Recognition of these patterns does not require cynicism about helping or the abandonment of generosity. It suggests instead a more sophisticated approach to assistance, one that recognizes the psychological risks involved and structures help to minimize them. Effective help often includes attention to the recipient’s autonomy, framing assistance as temporary and specific rather than comprehensive and ongoing. It avoids the creation of spectacle around giving, protecting the recipient’s privacy and dignity. It establishes clear boundaries that prevent the transformation of help into relationship dominance. Perhaps most importantly, it releases the recipient from the burden of performance gratitude, accepting that appreciation may be private, delayed, or expressed in ways that do not serve the helper’s need for recognition.

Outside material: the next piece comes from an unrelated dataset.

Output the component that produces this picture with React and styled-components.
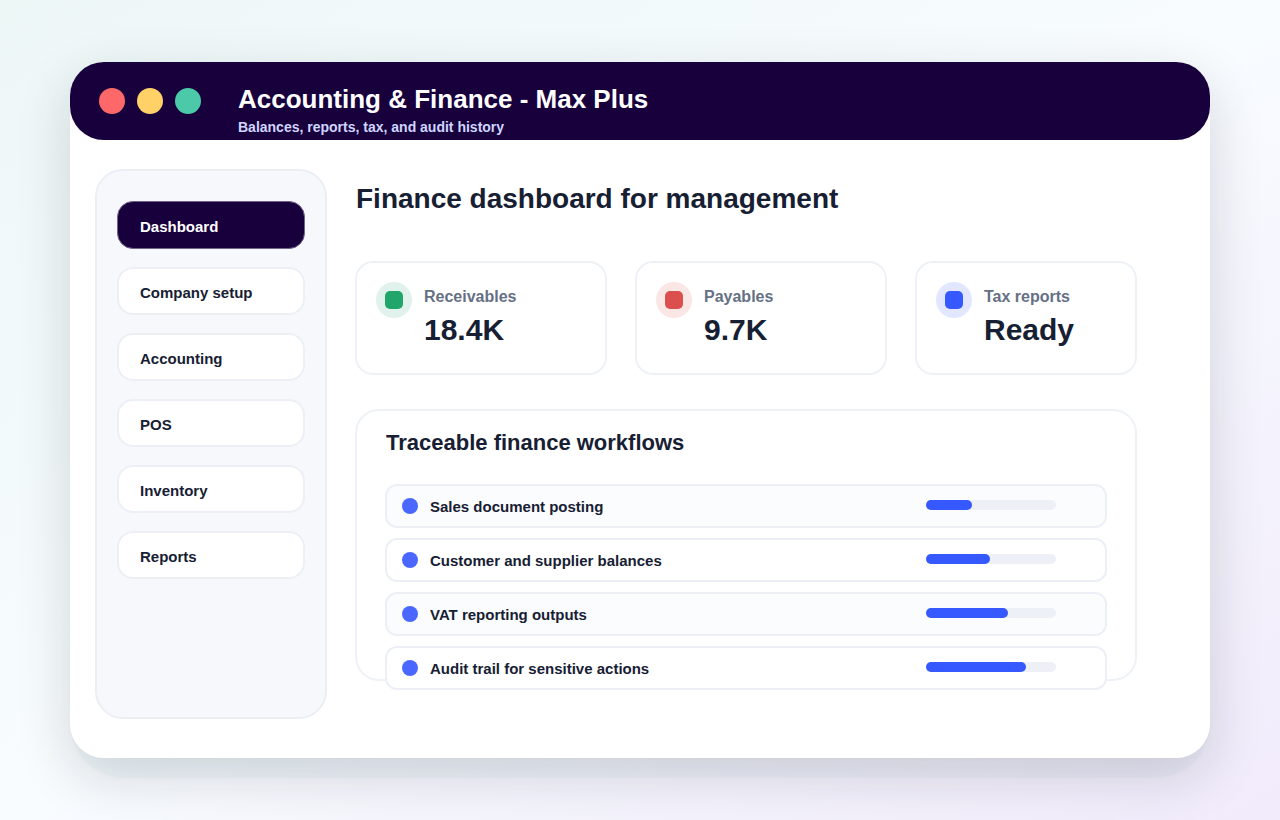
import React from 'react';
import styled, { createGlobalStyle } from 'styled-components';

const GlobalStyle = createGlobalStyle`
  * {
    box-sizing: border-box;
  }
  body {
    margin: 0;
    font-family: 'Liberation Sans', Arial, sans-serif;
    font-weight: 700;
    color: #172033;
  }
  h1, h2, h3, p, ul {
    margin: 0;
    padding: 0;
  }
`;

const Page = styled.div`
  min-height: 100vh;
  padding: 62px 70px;
  background: linear-gradient(to bottom right, #edf7f6 0%, #f8fcff 50%, #f1ebfb 100%);
`;

/* Tinted layer peeking out below the window */
const Stage = styled.div`
  position: relative;
  isolation: isolate;
  &::before {
    content: '';
    position: absolute;
    z-index: -1;
    inset: 20px 0 -20px;
    border-radius: 54px;
    background: rgba(0, 120, 130, 0.03);
  }
`;

const Window = styled.div`
  background: #ffffff;
  border-radius: 34px;
  box-shadow: 0 18px 54px rgba(20, 16, 32, 0.16);
`;

const TitleBar = styled.header`
  display: flex;
  height: 78px;
  padding: 0 29px;
  border-radius: 34px;
  background: #18003d;
`;

const Lights = styled.div`
  display: flex;
  gap: 12px;
  width: 139px;
  padding-top: 26px;
`;

const Light = styled.span`
  width: 26px;
  height: 26px;
  border-radius: 50%;
  background: ${({ $color }) => $color};
`;

const AppName = styled.h1`
  padding-top: 22px;
  font-size: 26px;
  line-height: 30px;
  color: #ffffff;
`;

const Tagline = styled.p`
  padding-top: 5px;
  font-size: 14px;
  line-height: 16px;
  color: #cfd6ff;
`;

const Body = styled.div`
  display: flex;
  gap: 28px;
  padding: 29px 73px 39px 25px;
`;

const Sidebar = styled.nav`
  flex: none;
  width: 232px;
  min-height: 550px;
  padding: 30px 20px;
  border: 2px solid #eaeff5;
  border-radius: 28px;
  background: #f7f8fc;
`;

const NavList = styled.ul`
  display: grid;
  gap: 18px;
  list-style: none;
`;

const NavButton = styled.button`
  width: 100%;
  height: 48px;
  padding: 2px ${({ $active }) => ($active ? '22px' : '21px')} 0;
  border: ${({ $active }) => ($active ? '1px solid #716389' : '2px solid #ecf0f6')};
  border-radius: 16px;
  background: ${({ $active }) => ($active ? '#18003d' : '#ffffff')};
  color: ${({ $active }) => ($active ? '#ffffff' : '#172033')};
  font: inherit;
  font-size: 15px;
  text-align: left;
  cursor: pointer;
`;

const Main = styled.main`
  flex: 1;
  min-width: 0;
`;

const PageTitle = styled.h2`
  padding-top: 14px;
  padding-left: 1px;
  font-size: 28px;
  line-height: 32px;
`;

const Stats = styled.div`
  display: grid;
  grid-template-columns: 252fr 252fr 222fr;
  gap: 28px;
  margin-top: 46px;
`;

const StatCard = styled.section`
  display: flex;
  gap: 12px;
  height: 114px;
  padding: 19px;
  border: 2px solid #eef2f7;
  border-radius: 18px;
  background: #ffffff;
`;

const StatIcon = styled.span`
  display: grid;
  place-items: center;
  width: 36px;
  height: 36px;
  border-radius: 50%;
  background: ${({ $tint }) => $tint};
`;

const StatMark = styled.span`
  width: 18px;
  height: 18px;
  border-radius: 5px;
  background: ${({ $color }) => $color};
`;

const StatLabel = styled.h3`
  padding-top: 6px;
  font-size: 16px;
  line-height: 18px;
  color: #667085;
`;

const StatValue = styled.p`
  padding-top: 7px;
  font-size: 30px;
  line-height: 34px;
`;

const Panel = styled.section`
  height: 272px;
  margin-top: 34px;
  padding: 19px 28px 0;
  border: 2px solid #eef2f7;
  border-radius: 24px;
  background: #ffffff;
`;

const PanelTitle = styled.h3`
  padding-left: 1px;
  font-size: 22px;
  line-height: 26px;
`;

const Workflows = styled.ul`
  display: grid;
  gap: 10px;
  margin-top: 28px;
  list-style: none;
`;

const Workflow = styled.li`
  display: flex;
  align-items: center;
  gap: 12px;
  height: 44px;
  padding: 0 49px 0 15px;
  border: 2px solid #ecf0f6;
  border-radius: 12px;
  background: #ffffff;
  font-size: 15px;
  &:nth-child(odd) {
    background: #fbfcfe;
  }
`;

const Dot = styled.span`
  width: 16px;
  height: 16px;
  border-radius: 50%;
  background: #4a68ff;
`;

const WorkflowName = styled.span`
  flex: 1;
`;

const Track = styled.div`
  width: 130px;
  height: 10px;
  margin-bottom: 2px;
  border-radius: 5px;
  background: #edf0f7;
`;

const Fill = styled.div`
  height: 100%;
  border-radius: 5px;
  background: #3558ff;
`;

const navItems = ['Dashboard', 'Company setup', 'Accounting', 'POS', 'Inventory', 'Reports'];

const stats = [
  { label: 'Receivables', value: '18.4K', color: '#21a56b', tint: '#e0f2eb' },
  { label: 'Payables', value: '9.7K', color: '#dc4f4f', tint: '#fbe6e6' },
  { label: 'Tax reports', value: 'Ready', color: '#3558ff', tint: '#e2e7ff' },
];

const workflows = [
  { name: 'Sales document posting', done: 46 },
  { name: 'Customer and supplier balances', done: 64 },
  { name: 'VAT reporting outputs', done: 82 },
  { name: 'Audit trail for sensitive actions', done: 100 },
];

const App = () => (
  <>
    <GlobalStyle />
    <Page>
      <Stage>
        <Window>
          <TitleBar>
            <Lights>
              <Light $color="#ff6868" />
              <Light $color="#ffd166" />
              <Light $color="#4bc9a8" />
            </Lights>
            <div>
              <AppName>Accounting &amp; Finance - Max Plus</AppName>
              <Tagline>Balances, reports, tax, and audit history</Tagline>
            </div>
          </TitleBar>
          <Body>
            <Sidebar>
              <NavList>
                {navItems.map((item, i) => (
                  <li key={item}>
                    <NavButton type="button" $active={i === 0}>{item}</NavButton>
                  </li>
                ))}
              </NavList>
            </Sidebar>
            <Main>
              <PageTitle>Finance dashboard for management</PageTitle>
              <Stats>
                {stats.map((stat) => (
                  <StatCard key={stat.label}>
                    <StatIcon $tint={stat.tint}>
                      <StatMark $color={stat.color} />
                    </StatIcon>
                    <div>
                      <StatLabel>{stat.label}</StatLabel>
                      <StatValue>{stat.value}</StatValue>
                    </div>
                  </StatCard>
                ))}
              </Stats>
              <Panel>
                <PanelTitle>Traceable finance workflows</PanelTitle>
                <Workflows>
                  {workflows.map((flow) => (
                    <Workflow key={flow.name}>
                      <Dot />
                      <WorkflowName>{flow.name}</WorkflowName>
                      <Track>
                        <Fill style={{ width: `${(flow.done / 130) * 100}%` }} />
                      </Track>
                    </Workflow>
                  ))}
                </Workflows>
              </Panel>
            </Main>
          </Body>
        </Window>
      </Stage>
    </Page>
  </>
);

export default App;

For those who find themselves the objects of this strange geometry, understanding provides some protection. The resentment of those you have helped is not necessarily evidence of your failure or their exceptional malice. It is often the predictable consequence of a dynamic that unfolds whenever human beings confront their own dependency. You may choose to help anyway, accepting this risk as part of the cost of meaningful contribution. Or you may become more selective, directing your energy toward recipients who demonstrate the emotional maturity to receive without needing to diminish. Neither choice requires you to internalize their rejection as your inadequacy.

The deeper question is whether we can cultivate in ourselves the capacity to receive help without these defensive distortions. This requires a robust sense of self that does not depend on continuous demonstrations of independence. It requires the ability to hold gratitude alongside the full complexity of human relationships, acknowledging that helpers are imperfect, that their motives are mixed, that their help may nevertheless be valuable. It requires the maturity to accept that we are all, at various times, dependent, and that this dependency is not shameful but simply human.

Until such maturity becomes widespread, the pattern will continue. Hands will be extended and then slapped away. Generosity will be met with suspicion. The infrastructure of mutual support will be eroded by the very people it sustains. The geometry of gratitude will remain inverted, with those who give most often finding themselves most diminished, and those who receive most becoming convinced of their self-sufficiency.